◆ GIVEN INFORMATION
======

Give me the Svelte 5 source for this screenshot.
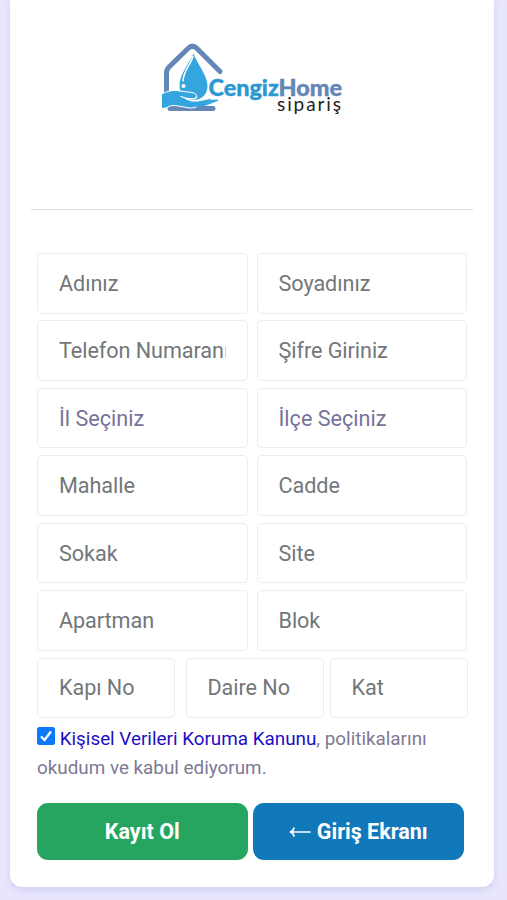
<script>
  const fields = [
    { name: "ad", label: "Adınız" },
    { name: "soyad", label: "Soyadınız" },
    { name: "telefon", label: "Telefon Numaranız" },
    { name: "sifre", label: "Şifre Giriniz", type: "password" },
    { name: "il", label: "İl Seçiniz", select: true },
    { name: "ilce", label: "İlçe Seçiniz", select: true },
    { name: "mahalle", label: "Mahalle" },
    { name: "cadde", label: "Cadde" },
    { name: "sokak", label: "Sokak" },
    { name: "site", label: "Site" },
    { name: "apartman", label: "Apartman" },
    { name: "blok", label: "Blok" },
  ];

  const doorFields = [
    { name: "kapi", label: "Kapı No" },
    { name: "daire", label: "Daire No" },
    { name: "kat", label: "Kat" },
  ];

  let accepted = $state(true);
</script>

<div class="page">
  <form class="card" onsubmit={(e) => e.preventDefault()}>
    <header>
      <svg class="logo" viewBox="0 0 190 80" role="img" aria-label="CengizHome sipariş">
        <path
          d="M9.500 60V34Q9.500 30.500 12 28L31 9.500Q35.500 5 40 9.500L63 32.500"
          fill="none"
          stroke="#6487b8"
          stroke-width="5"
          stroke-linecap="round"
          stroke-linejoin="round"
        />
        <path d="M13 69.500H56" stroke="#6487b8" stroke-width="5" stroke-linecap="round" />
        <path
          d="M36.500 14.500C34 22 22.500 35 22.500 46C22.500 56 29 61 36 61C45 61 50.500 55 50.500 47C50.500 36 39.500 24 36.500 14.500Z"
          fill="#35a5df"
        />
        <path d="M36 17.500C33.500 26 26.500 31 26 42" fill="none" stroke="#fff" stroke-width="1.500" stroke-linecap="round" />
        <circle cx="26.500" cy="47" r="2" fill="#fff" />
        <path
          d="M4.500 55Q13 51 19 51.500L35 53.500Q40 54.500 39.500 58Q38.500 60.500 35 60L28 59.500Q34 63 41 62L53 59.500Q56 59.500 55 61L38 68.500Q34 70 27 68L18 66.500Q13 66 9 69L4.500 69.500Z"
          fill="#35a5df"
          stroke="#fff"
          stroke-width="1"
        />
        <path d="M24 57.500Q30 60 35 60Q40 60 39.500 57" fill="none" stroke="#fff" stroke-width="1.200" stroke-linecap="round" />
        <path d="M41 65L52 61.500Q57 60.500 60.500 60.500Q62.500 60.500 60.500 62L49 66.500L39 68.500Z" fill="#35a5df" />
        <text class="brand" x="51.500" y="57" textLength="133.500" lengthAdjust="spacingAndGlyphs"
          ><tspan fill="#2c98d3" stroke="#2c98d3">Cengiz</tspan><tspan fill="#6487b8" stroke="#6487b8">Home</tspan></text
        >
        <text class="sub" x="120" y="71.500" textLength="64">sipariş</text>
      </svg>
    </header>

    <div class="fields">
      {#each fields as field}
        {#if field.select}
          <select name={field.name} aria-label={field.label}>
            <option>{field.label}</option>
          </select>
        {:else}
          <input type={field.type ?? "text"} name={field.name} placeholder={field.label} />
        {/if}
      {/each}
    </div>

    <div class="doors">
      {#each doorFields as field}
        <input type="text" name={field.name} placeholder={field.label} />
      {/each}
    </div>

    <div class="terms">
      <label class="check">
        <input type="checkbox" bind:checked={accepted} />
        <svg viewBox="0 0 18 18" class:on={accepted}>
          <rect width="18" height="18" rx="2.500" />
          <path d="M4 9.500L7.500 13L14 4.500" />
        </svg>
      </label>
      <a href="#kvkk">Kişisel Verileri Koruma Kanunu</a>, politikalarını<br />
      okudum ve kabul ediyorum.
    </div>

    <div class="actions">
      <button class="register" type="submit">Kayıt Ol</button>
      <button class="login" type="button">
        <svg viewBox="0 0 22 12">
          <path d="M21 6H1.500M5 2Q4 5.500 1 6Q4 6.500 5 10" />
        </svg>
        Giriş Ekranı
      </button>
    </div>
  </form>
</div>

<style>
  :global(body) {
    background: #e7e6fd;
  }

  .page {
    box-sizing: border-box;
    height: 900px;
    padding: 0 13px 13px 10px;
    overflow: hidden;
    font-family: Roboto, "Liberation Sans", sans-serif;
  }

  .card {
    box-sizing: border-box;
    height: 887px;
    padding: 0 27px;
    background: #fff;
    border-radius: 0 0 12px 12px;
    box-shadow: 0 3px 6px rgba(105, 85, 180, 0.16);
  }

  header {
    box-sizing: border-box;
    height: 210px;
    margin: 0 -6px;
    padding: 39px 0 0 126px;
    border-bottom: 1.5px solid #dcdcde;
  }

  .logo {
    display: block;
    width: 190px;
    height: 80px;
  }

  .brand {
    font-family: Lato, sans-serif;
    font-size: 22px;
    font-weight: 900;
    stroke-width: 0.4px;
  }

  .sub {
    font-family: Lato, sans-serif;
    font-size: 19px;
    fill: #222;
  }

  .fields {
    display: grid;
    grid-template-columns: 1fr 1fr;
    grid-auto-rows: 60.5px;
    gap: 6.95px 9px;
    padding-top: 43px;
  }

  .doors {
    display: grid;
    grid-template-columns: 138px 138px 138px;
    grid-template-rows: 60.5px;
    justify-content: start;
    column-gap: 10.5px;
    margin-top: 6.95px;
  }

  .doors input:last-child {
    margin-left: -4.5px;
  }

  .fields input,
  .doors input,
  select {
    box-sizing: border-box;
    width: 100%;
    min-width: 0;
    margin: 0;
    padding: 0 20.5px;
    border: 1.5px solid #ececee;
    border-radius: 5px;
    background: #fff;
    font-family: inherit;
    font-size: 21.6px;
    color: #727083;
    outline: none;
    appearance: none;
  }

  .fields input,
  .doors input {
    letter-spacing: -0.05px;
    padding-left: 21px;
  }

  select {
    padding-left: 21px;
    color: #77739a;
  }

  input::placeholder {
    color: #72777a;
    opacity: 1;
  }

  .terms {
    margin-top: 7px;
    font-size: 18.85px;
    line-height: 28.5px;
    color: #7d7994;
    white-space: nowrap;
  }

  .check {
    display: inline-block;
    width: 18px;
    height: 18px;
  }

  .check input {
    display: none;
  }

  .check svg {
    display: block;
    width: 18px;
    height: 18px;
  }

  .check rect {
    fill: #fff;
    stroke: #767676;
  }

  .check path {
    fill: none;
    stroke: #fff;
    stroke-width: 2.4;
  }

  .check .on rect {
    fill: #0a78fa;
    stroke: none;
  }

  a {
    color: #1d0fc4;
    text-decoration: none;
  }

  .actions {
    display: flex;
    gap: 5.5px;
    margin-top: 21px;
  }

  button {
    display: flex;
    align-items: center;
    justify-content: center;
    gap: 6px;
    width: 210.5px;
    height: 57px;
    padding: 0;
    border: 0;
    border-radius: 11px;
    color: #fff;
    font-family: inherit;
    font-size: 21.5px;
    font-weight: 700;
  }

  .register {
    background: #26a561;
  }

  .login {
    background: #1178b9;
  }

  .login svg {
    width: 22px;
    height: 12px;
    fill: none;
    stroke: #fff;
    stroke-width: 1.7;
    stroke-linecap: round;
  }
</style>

======

◆ WHAT THE TASK ASKS
Using the data above, write out every line exactly, leaving the images behind.

◆ THE RESULT
Give me the Svelte 5 source for this screenshot.
<script>
  const fields = [
    { name: "ad", label: "Adınız" },
    { name: "soyad", label: "Soyadınız" },
    { name: "telefon", label: "Telefon Numaranız" },
    { name: "sifre", label: "Şifre Giriniz", type: "password" },
    { name: "il", label: "İl Seçiniz", select: true },
    { name: "ilce", label: "İlçe Seçiniz", select: true },
    { name: "mahalle", label: "Mahalle" },
    { name: "cadde", label: "Cadde" },
    { name: "sokak", label: "Sokak" },
    { name: "site", label: "Site" },
    { name: "apartman", label: "Apartman" },
    { name: "blok", label: "Blok" },
  ];

  const doorFields = [
    { name: "kapi", label: "Kapı No" },
    { name: "daire", label: "Daire No" },
    { name: "kat", label: "Kat" },
  ];

  let accepted = $state(true);
</script>

<div class="page">
  <form class="card" onsubmit={(e) => e.preventDefault()}>
    <header>
      <svg class="logo" viewBox="0 0 190 80" role="img" aria-label="CengizHome sipariş">
        <path
          d="M9.500 60V34Q9.500 30.500 12 28L31 9.500Q35.500 5 40 9.500L63 32.500"
          fill="none"
          stroke="#6487b8"
          stroke-width="5"
          stroke-linecap="round"
          stroke-linejoin="round"
        />
        <path d="M13 69.500H56" stroke="#6487b8" stroke-width="5" stroke-linecap="round" />
        <path
          d="M36.500 14.500C34 22 22.500 35 22.500 46C22.500 56 29 61 36 61C45 61 50.500 55 50.500 47C50.500 36 39.500 24 36.500 14.500Z"
          fill="#35a5df"
        />
        <path d="M36 17.500C33.500 26 26.500 31 26 42" fill="none" stroke="#fff" stroke-width="1.500" stroke-linecap="round" />
        <circle cx="26.500" cy="47" r="2" fill="#fff" />
        <path
          d="M4.500 55Q13 51 19 51.500L35 53.500Q40 54.500 39.500 58Q38.500 60.500 35 60L28 59.500Q34 63 41 62L53 59.500Q56 59.500 55 61L38 68.500Q34 70 27 68L18 66.500Q13 66 9 69L4.500 69.500Z"
          fill="#35a5df"
          stroke="#fff"
          stroke-width="1"
        />
        <path d="M24 57.500Q30 60 35 60Q40 60 39.500 57" fill="none" stroke="#fff" stroke-width="1.200" stroke-linecap="round" />
        <path d="M41 65L52 61.500Q57 60.500 60.500 60.500Q62.500 60.500 60.500 62L49 66.500L39 68.500Z" fill="#35a5df" />
        <text class="brand" x="51.500" y="57" textLength="133.500" lengthAdjust="spacingAndGlyphs"
          ><tspan fill="#2c98d3" stroke="#2c98d3">Cengiz</tspan><tspan fill="#6487b8" stroke="#6487b8">Home</tspan></text
        >
        <text class="sub" x="120" y="71.500" textLength="64">sipariş</text>
      </svg>
    </header>

    <div class="fields">
      {#each fields as field}
        {#if field.select}
          <select name={field.name} aria-label={field.label}>
            <option>{field.label}</option>
          </select>
        {:else}
          <input type={field.type ?? "text"} name={field.name} placeholder={field.label} />
        {/if}
      {/each}
    </div>

    <div class="doors">
      {#each doorFields as field}
        <input type="text" name={field.name} placeholder={field.label} />
      {/each}
    </div>

    <div class="terms">
      <label class="check">
        <input type="checkbox" bind:checked={accepted} />
        <svg viewBox="0 0 18 18" class:on={accepted}>
          <rect width="18" height="18" rx="2.500" />
          <path d="M4 9.500L7.500 13L14 4.500" />
        </svg>
      </label>
      <a href="#kvkk">Kişisel Verileri Koruma Kanunu</a>, politikalarını<br />
      okudum ve kabul ediyorum.
    </div>

    <div class="actions">
      <button class="register" type="submit">Kayıt Ol</button>
      <button class="login" type="button">
        <svg viewBox="0 0 22 12">
          <path d="M21 6H1.500M5 2Q4 5.500 1 6Q4 6.500 5 10" />
        </svg>
        Giriş Ekranı
      </button>
    </div>
  </form>
</div>

<style>
  :global(body) {
    background: #e7e6fd;
  }

  .page {
    box-sizing: border-box;
    height: 900px;
    padding: 0 13px 13px 10px;
    overflow: hidden;
    font-family: Roboto, "Liberation Sans", sans-serif;
  }

  .card {
    box-sizing: border-box;
    height: 887px;
    padding: 0 27px;
    background: #fff;
    border-radius: 0 0 12px 12px;
    box-shadow: 0 3px 6px rgba(105, 85, 180, 0.16);
  }

  header {
    box-sizing: border-box;
    height: 210px;
    margin: 0 -6px;
    padding: 39px 0 0 126px;
    border-bottom: 1.5px solid #dcdcde;
  }

  .logo {
    display: block;
    width: 190px;
    height: 80px;
  }

  .brand {
    font-family: Lato, sans-serif;
    font-size: 22px;
    font-weight: 900;
    stroke-width: 0.4px;
  }

  .sub {
    font-family: Lato, sans-serif;
    font-size: 19px;
    fill: #222;
  }

  .fields {
    display: grid;
    grid-template-columns: 1fr 1fr;
    grid-auto-rows: 60.5px;
    gap: 6.95px 9px;
    padding-top: 43px;
  }

  .doors {
    display: grid;
    grid-template-columns: 138px 138px 138px;
    grid-template-rows: 60.5px;
    justify-content: start;
    column-gap: 10.5px;
    margin-top: 6.95px;
  }

  .doors input:last-child {
    margin-left: -4.5px;
  }

  .fields input,
  .doors input,
  select {
    box-sizing: border-box;
    width: 100%;
    min-width: 0;
    margin: 0;
    padding: 0 20.5px;
    border: 1.5px solid #ececee;
    border-radius: 5px;
    background: #fff;
    font-family: inherit;
    font-size: 21.6px;
    color: #727083;
    outline: none;
    appearance: none;
  }

  .fields input,
  .doors input {
    letter-spacing: -0.05px;
    padding-left: 21px;
  }

  select {
    padding-left: 21px;
    color: #77739a;
  }

  input::placeholder {
    color: #72777a;
    opacity: 1;
  }

  .terms {
    margin-top: 7px;
    font-size: 18.85px;
    line-height: 28.5px;
    color: #7d7994;
    white-space: nowrap;
  }

  .check {
    display: inline-block;
    width: 18px;
    height: 18px;
  }

  .check input {
    display: none;
  }

  .check svg {
    display: block;
    width: 18px;
    height: 18px;
  }

  .check rect {
    fill: #fff;
    stroke: #767676;
  }

  .check path {
    fill: none;
    stroke: #fff;
    stroke-width: 2.4;
  }

  .check .on rect {
    fill: #0a78fa;
    stroke: none;
  }

  a {
    color: #1d0fc4;
    text-decoration: none;
  }

  .actions {
    display: flex;
    gap: 5.5px;
    margin-top: 21px;
  }

  button {
    display: flex;
    align-items: center;
    justify-content: center;
    gap: 6px;
    width: 210.5px;
    height: 57px;
    padding: 0;
    border: 0;
    border-radius: 11px;
    color: #fff;
    font-family: inherit;
    font-size: 21.5px;
    font-weight: 700;
  }

  .register {
    background: #26a561;
  }

  .login {
    background: #1178b9;
  }

  .login svg {
    width: 22px;
    height: 12px;
    fill: none;
    stroke: #fff;
    stroke-width: 1.7;
    stroke-linecap: round;
  }
</style>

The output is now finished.